We do not comprehensively track fraud, rug pulls, or financial harms endemic to crypto exchanges and DeFi protocols. The actor set, regulatory framework, and harm dynamics are distinct enough to warrant their own resource. That said, an AI-powered crypto scam targeting consumers through a mainstream platform, or a crypto firm deploying manipulative design against vulnerable users, may fall within our fraud or mental health domains and would be considered on a case-by-case basis.

Workplace & Labor Platform Harms

Algorithmic management, gig economy exploitation, and workplace surveillance overlap with our algorithmic discrimination domain but represent a distinct research field with its own regulatory framework and advocacy community. We are not resourced to cover this thoroughly, and partial coverage risks creating a misleading picture.

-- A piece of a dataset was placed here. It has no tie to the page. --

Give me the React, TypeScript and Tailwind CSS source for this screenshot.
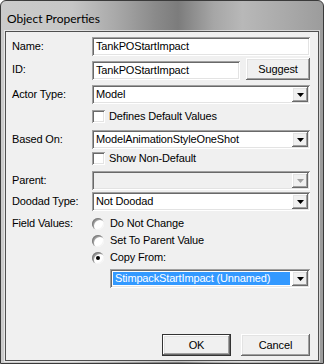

We are watching this space and may revisit.

State-Sponsored Information Operations

Government-backed disinformation campaigns, state censorship, and cyber warfare are geopolitical issues more than platform accountability issues. Our tracker focuses on harms caused by platforms and AI systems, their design choices, governance failures, and product decisions. Where a platform knowingly enables or fails to moderate state-sponsored content that causes harm, the platform's response (or inaction) may be the incident. The state actor itself is not our primary subject.

Non-English Media Sources

Our automated RSS pipeline currently monitors English-language sources. This means incidents documented only in local-language reporting, particularly across Southeast Asia, Latin America, the Middle East, and sub-Saharan Africa, are likely underrepresented. We acknowledge this is a significant limitation for a database with global ambitions, and expanding language coverage is a longer-term goal.

These boundaries are not fixed. As the database matures, our pipeline expands, and the harm landscape evolves, we will continuously re-evaluate what belongs in scope. If you believe an area is being handled inconsistently or that a boundary should be reconsidered, we welcome that feedback.